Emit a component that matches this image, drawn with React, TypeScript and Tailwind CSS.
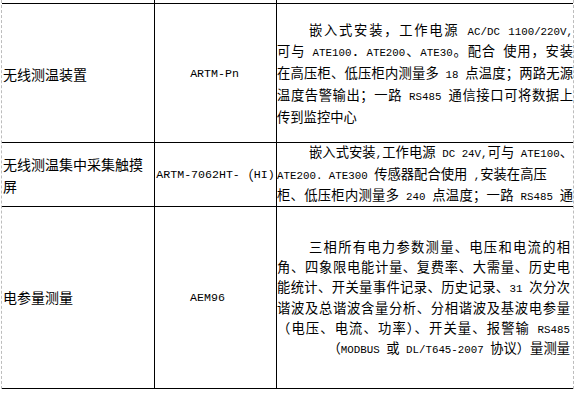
import React from 'react'

// latin runs use a narrow mono face so half-width chars sit at ~half the CJK width like the doc
function Mixed({ text, big }: { text: string; big?: boolean }) {
  const parts = text.split(/([\x20-\x7E]+)/)
  return (
    <>
      {parts.map((p, i) =>
        /^[\x20-\x7E]+$/.test(p) ? (
          <span
            key={i}
            className={`font-['Liberation_Mono'] leading-[0] ${big ? 'text-[11.6px]' : 'text-[10.8px]'}`}
          >
            {p}
          </span>
        ) : (
          p
        )
      )}
    </>
  )
}

function Line({ text, indent, last, right }: { text: string; indent?: boolean; last?: boolean; right?: boolean }) {
  return (
    <div
      className={`whitespace-nowrap ${indent ? 'pl-[32px]' : ''} ${
        right ? 'text-right' : last ? 'text-left' : 'text-justify [text-align-last:justify]'
      }`}
    >
      <Mixed text={text} />
    </div>
  )
}

export default function App() {
  return (
    <div className="w-[582px] h-[400px] bg-white pl-[1px] text-[14px] text-black font-['Noto_Sans_CJK_SC',sans-serif]">
      <div className="w-[573px] border-x border-dashed border-[#bdbdbd]">
        {/* tail of previous row */}
        <div className="grid grid-cols-[153px_122px_296px] h-[4px] border-b border-black">
          <div className="border-r border-black" />
          <div className="border-r border-black" />
          <div />
        </div>

        {/* row 1 */}
        <div className="grid grid-cols-[153px_122px_296px] h-[139px] border-b border-black">
          <div className="border-r border-black flex items-center pl-[1px] pt-[2px] leading-[22px]">无线测温装置</div>
          <div className="border-r border-black flex items-center justify-center pt-[2px] pr-[2px]">
            <Mixed big text="ARTM-Pn" />
          </div>
          <div className="flex flex-col justify-center text-[13.3px] leading-[21.7px]">
            <Line indent text="嵌入式安装，工作电源 AC/DC 1100/220V," />
            <Line text="可与 ATE100．ATE200、ATE30。配合 使用，安装" />
            <Line text="在高压柜、低压柜内测量多 18 点温度；两路无源" />
            <Line text="温度告警输出；一路 RS485 通信接口可将数据上" />
            <Line last text="传到监控中心" />
          </div>
        </div>

        {/* row 2 */}
        <div className="grid grid-cols-[153px_122px_296px] h-[64px] border-b border-black">
          <div className="border-r border-black flex items-center pl-[1px] leading-[22px]">
            无线测温集中采集触摸屏
          </div>
          <div className="border-r border-black flex items-center justify-center whitespace-nowrap">
            <Mixed big text="ARTM-7062HT-（HI)" />
          </div>
          <div className="overflow-hidden text-[13.3px] leading-[21.7px]">
            <div className="-mt-[2px]">
              <Line indent text="嵌入式安装,工作电源 DC 24V,可与 ATE100、" />
              <Line last text="ATE200. ATE300 传感器配合使用 ,安装在高压" />
              <Line text="柜、低压柜内测量多 240 点温度；一路 RS485 通" />
            </div>
          </div>
        </div>

        {/* row 3 */}
        <div className="grid grid-cols-[153px_122px_296px] h-[182px] border-b border-black">
          <div className="border-r border-black flex items-center pl-[1px]">电参量测量</div>
          <div className="border-r border-black flex items-center justify-center pr-[16px]">
            <Mixed big text="AEM96" />
          </div>
          <div className="flex flex-col justify-center pr-[3px] text-[13.3px] leading-[20.3px]">
            <Line indent text="三相所有电力参数测量、电压和电流的相" />
            <Line text="角、四象限电能计量、复费率、大需量、历史电" />
            <Line text="能统计、开关量事件记录、历史记录、31 次分次" />
            <Line text="谐波及总谐波含量分析、分相谐波及基波电参量" />
            <Line text="（电压、电流、功率）、开关量、报警输 RS485" />
            <Line right text="（MODBUS 或 DL/T645-2007 协议）量测量" />
          </div>
        </div>
      </div>
    </div>
  )
}
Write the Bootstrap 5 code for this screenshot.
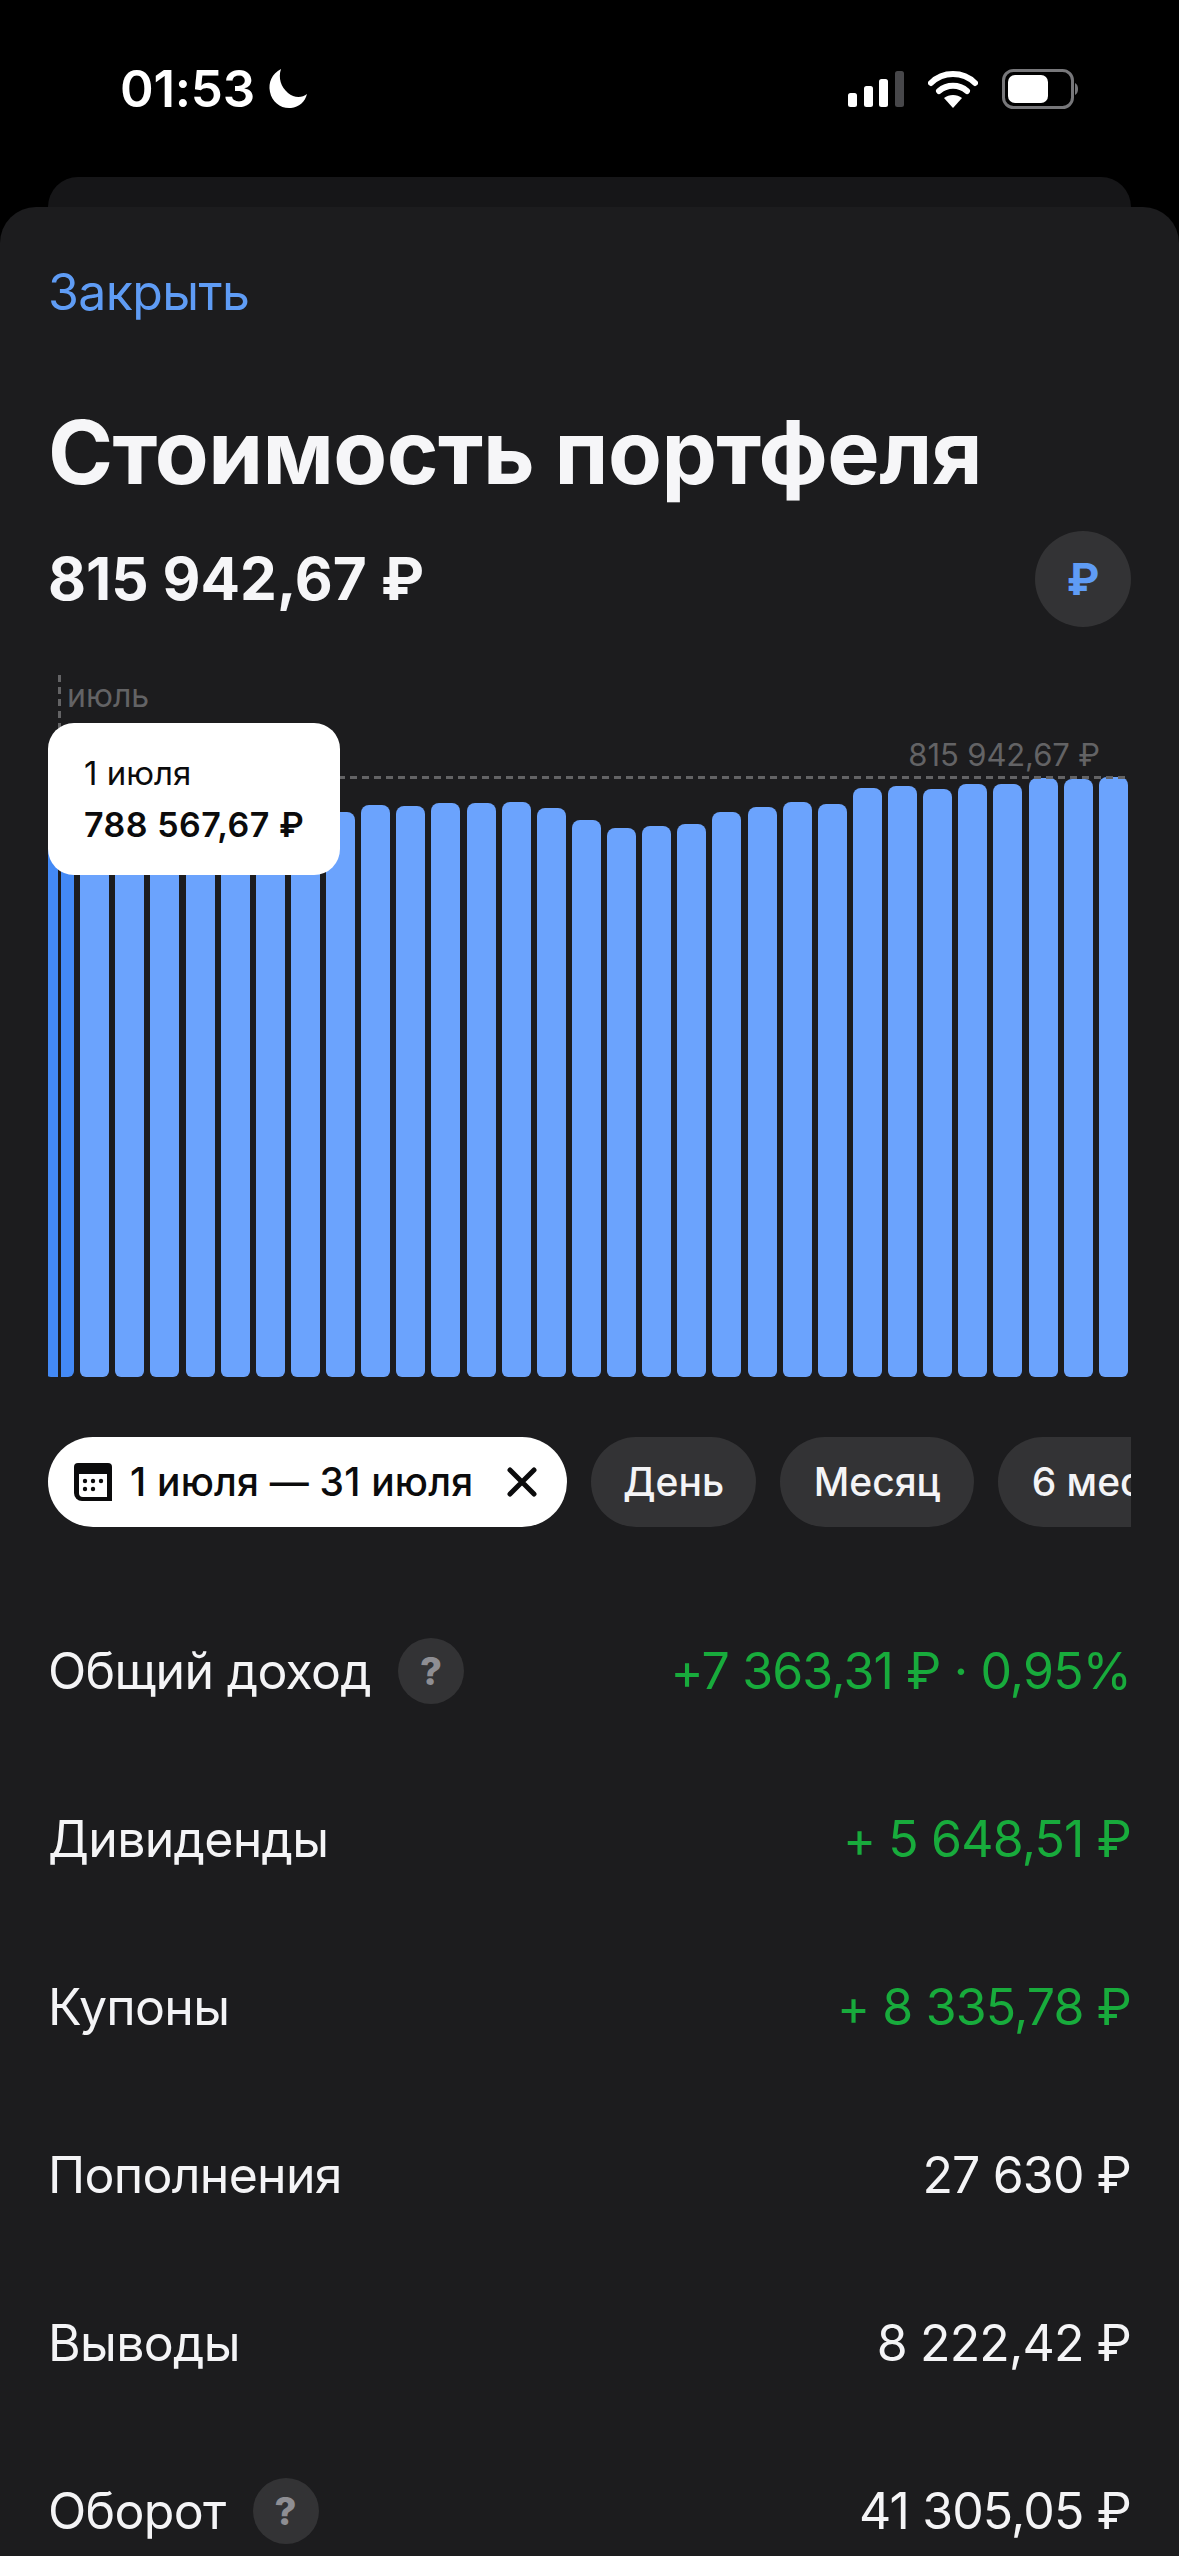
<!DOCTYPE html>
<html lang="ru">
<head>
<meta charset="utf-8">
<title>Стоимость портфеля</title>
<link href="https://cdn.jsdelivr.net/npm/bootstrap@5.3.0/dist/css/bootstrap.min.css" rel="stylesheet">
<style>
html,body{background:#000;margin:0;height:2556px;overflow:hidden}
body{font-family:"Inter","Liberation Sans",sans-serif;color:#f4f4f6}
.status-strip{height:177px;padding:0 101px 0 120px}
.clock{font-size:51px;font-weight:600;letter-spacing:-.2px;line-height:1;color:#fff}
.moon-ico{width:42px;height:42px;margin-left:12px}
.back-sheet{height:30px;margin:0 48px;background:#161618;border-radius:30px 30px 0 0}
.front-sheet{background:#1c1c1e;border-radius:36px 36px 0 0;padding:55px 48px 0;height:2349px}
.close-link{display:block;font-size:50px;line-height:60px;color:#5f9cf5;text-decoration:none;letter-spacing:-.6px}
.page-title{font-size:88px;font-weight:700;line-height:100px;margin:80px 0 0;color:#f6f6f8;letter-spacing:-.55px}
.sum-row{margin-top:29px;height:96px}
.sum-text{font-size:58.5px;font-weight:700;line-height:1;color:#f6f6f8}
.cur-btn{width:96px;height:96px;background:#333335;color:#5f9cf5;font-size:44px;font-weight:700;border:0;padding:0}
.chart-box{position:relative;height:717px;margin-top:33px;overflow:hidden}
.bars{position:absolute;left:-3px;right:3px;bottom:0;height:600px}
.bar-item{width:29px;background:#6ba3fd;border-radius:8px 8px 6px 6px}
.bar-item.active-bar{background:#4389f5}
.v-dash{position:absolute;left:10px;top:0;width:3px;height:717px;background:#1c1c1e}
.v-dash-top{position:absolute;left:10px;top:15px;height:55px;width:3px;background:repeating-linear-gradient(180deg,#636365 0 7px,transparent 7px 12px)}
.h-dash{position:absolute;left:290px;right:3px;top:116px;height:3px;background:repeating-linear-gradient(90deg,#636365 0 7px,transparent 7px 12px)}
.month-tag{position:absolute;left:19px;top:16px;font-size:32px;line-height:40px;color:#636365}
.max-tag{position:absolute;right:31px;top:75px;font-size:31px;line-height:40px;color:#636365;letter-spacing:-.1px}
.tip-card{position:absolute;left:0;top:63px;width:292px;height:152px;background:#fff;border-radius:26px;padding:27px 0 0 36px;color:#0b0b0c}
.tip-date{font-size:33px;line-height:46px}
.tip-val{font-size:34px;font-weight:600;line-height:46px;margin-top:6px;letter-spacing:.5px}
.pills-row{margin-top:60px;height:90px;overflow:hidden}
.pill-item{height:90px;flex:0 0 auto;background:#333335;color:#f4f4f6;font-size:39px;font-weight:500;padding:0 32px;border:0;white-space:nowrap}
.pill-item.pill-wide{padding:0 33.5px}
.pill-item.on{background:#fff;color:#0b0b0c;padding:0 30px 0 25px;width:519px;letter-spacing:.2px}
.pill-item.on .cal-ico{width:40px;height:40px;margin-right:17px}
.pill-item.on .x-ico{width:30px;height:30px;margin-left:auto}
.stat-rows{margin-top:60px}
.stat-line{height:168px;font-size:50px;line-height:1;letter-spacing:-.7px}
.stat-plus{color:#18ab3c}
.stat-val{letter-spacing:-.85px}
.hint-dot{width:66px;height:66px;margin-left:27px;background:#333335;color:#8e8e93;font-size:38px;font-weight:800;letter-spacing:0}
</style>
</head>
<body>
<div class="status-strip d-flex align-items-center justify-content-between">
  <div class="d-flex align-items-center">
    <span class="clock">01:53</span>
    <svg class="moon-ico" viewBox="0 0 42 42"><path d="M14 1C5 6 1 14 3 24c2 10 11 17 21 16 8-1 14-6 16-14-5 4-13 4-19-1C14 19 11 10 14 1Z" fill="#fff"/></svg>
  </div>
  <div class="d-flex align-items-center">
    <svg width="56" height="36" viewBox="0 0 56 36"><rect x="0" y="22" width="9" height="14" rx="2.5" fill="#fff"/><rect x="16" y="15" width="9" height="21" rx="2.5" fill="#fff"/><rect x="31" y="8" width="9" height="28" rx="2.5" fill="#fff"/><rect x="47" y="0" width="9" height="36" rx="2.5" fill="#47474a"/></svg>
    <svg class="ms-4" width="50" height="38" viewBox="0 0 50 38"><path d="M3 13C15 1 35 1 47 13" fill="none" stroke="#fff" stroke-width="6" stroke-linecap="round"/><path d="M11 21c8-7 20-7 28 0" fill="none" stroke="#fff" stroke-width="6" stroke-linecap="round"/><path d="M16 28c5-4 13-4 18 0L25 38Z" fill="#fff"/></svg>
    <svg class="ms-4" width="76" height="40" viewBox="0 0 76 40"><rect x="1.5" y="1.5" width="69" height="37" rx="10" fill="none" stroke="#77777a" stroke-width="3"/><rect x="6" y="6" width="40" height="28" rx="7" fill="#fff"/><path d="M73 14c2 1 3 3 3 6s-1 5-3 6Z" fill="#77777a"/></svg>
  </div>
</div>
<div class="back-sheet"></div>
<div class="front-sheet">
  <a class="close-link" href="#">Закрыть</a>
  <h1 class="page-title">Стоимость портфеля</h1>
  <div class="sum-row d-flex align-items-center justify-content-between">
    <span class="sum-text">815 942,67 ₽</span>
    <button class="cur-btn rounded-circle d-flex align-items-center justify-content-center" type="button">₽</button>
  </div>
  <div class="chart-box">
    <div class="bars d-flex align-items-end justify-content-between" id="bars"></div>
    <div class="v-dash"></div>
    <div class="v-dash-top"></div>
    <div class="h-dash"></div>
    <span class="month-tag">июль</span>
    <span class="max-tag">815 942,67 ₽</span>
    <div class="tip-card">
      <div class="tip-date">1 июля</div>
      <div class="tip-val">788 567,67 ₽</div>
    </div>
  </div>
  <div class="pills-row d-flex gap-4 align-items-center">
    <div class="pill-item on rounded-pill d-flex align-items-center">
      <svg class="cal-ico" viewBox="0 0 40 40"><path d="M5 1h30a4 4 0 0 1 4 4v34H9a8 8 0 0 1-8-8V5a4 4 0 0 1 4-4Z" fill="#0b0b0c"/><path d="M6 12h28v23H10a4 4 0 0 1-4-4Z" fill="#fff"/><circle cx="20" cy="19" r="2.2" fill="#0b0b0c"/><circle cx="28" cy="19" r="2.2" fill="#0b0b0c"/><circle cx="12" cy="27" r="2.2" fill="#0b0b0c"/><circle cx="20" cy="27" r="2.2" fill="#0b0b0c"/><circle cx="12" cy="19" r="2.2" fill="#0b0b0c"/></svg>
      <span>1 июля — 31 июля</span>
      <svg class="x-ico" viewBox="0 0 30 30"><path d="M3 3l24 24M27 3L3 27" stroke="#0b0b0c" stroke-width="5" stroke-linecap="round"/></svg>
    </div>
    <div class="pill-item rounded-pill d-flex align-items-center">День</div>
    <div class="pill-item pill-wide rounded-pill d-flex align-items-center">Месяц</div>
    <div class="pill-item pill-wide rounded-pill d-flex align-items-center">6 месяцев</div>
  </div>
  <div class="stat-rows">
    <div class="stat-line d-flex align-items-center justify-content-between"><span class="d-flex align-items-center">Общий доход<span class="hint-dot rounded-circle d-flex align-items-center justify-content-center">?</span></span><span class="stat-plus stat-val">+7 363,31 ₽ · 0,95%</span></div>
    <div class="stat-line d-flex align-items-center justify-content-between"><span>Дивиденды</span><span class="stat-plus stat-val">+ 5 648,51 ₽</span></div>
    <div class="stat-line d-flex align-items-center justify-content-between"><span>Купоны</span><span class="stat-plus stat-val">+ 8 335,78 ₽</span></div>
    <div class="stat-line d-flex align-items-center justify-content-between"><span>Пополнения</span><span class="stat-val">27 630 ₽</span></div>
    <div class="stat-line d-flex align-items-center justify-content-between"><span>Выводы</span><span class="stat-val">8 222,42 ₽</span></div>
    <div class="stat-line d-flex align-items-center justify-content-between"><span class="d-flex align-items-center">Оборот<span class="hint-dot rounded-circle d-flex align-items-center justify-content-center">?</span></span><span class="stat-val">41 305,05 ₽</span></div>
  </div>
</div>
<script>
var tops=[830,826,824,822,820,820,818,815,812,805,805.5,803,803,802,808,820,828,826,824,812,807,802,804,788,786,789,784,784,778,779,777];
var box=document.getElementById('bars');
tops.forEach(function(t,i){var d=document.createElement('div');d.className='bar-item'+(i===0?' active-bar':'');d.style.height=(1377-t)+'px';box.appendChild(d);});
</script>
<script src="https://cdn.jsdelivr.net/npm/bootstrap@5.3.0/dist/js/bootstrap.bundle.min.js"></script>
</body>
</html>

§

What this task involves:
Begin at the first line of the material and copy each line exactly through the one containing "import React from 'react'". Omit pictures.

Exercise output:
Emit a component that matches this image, drawn with React, TypeScript and Tailwind CSS.
import React from 'react'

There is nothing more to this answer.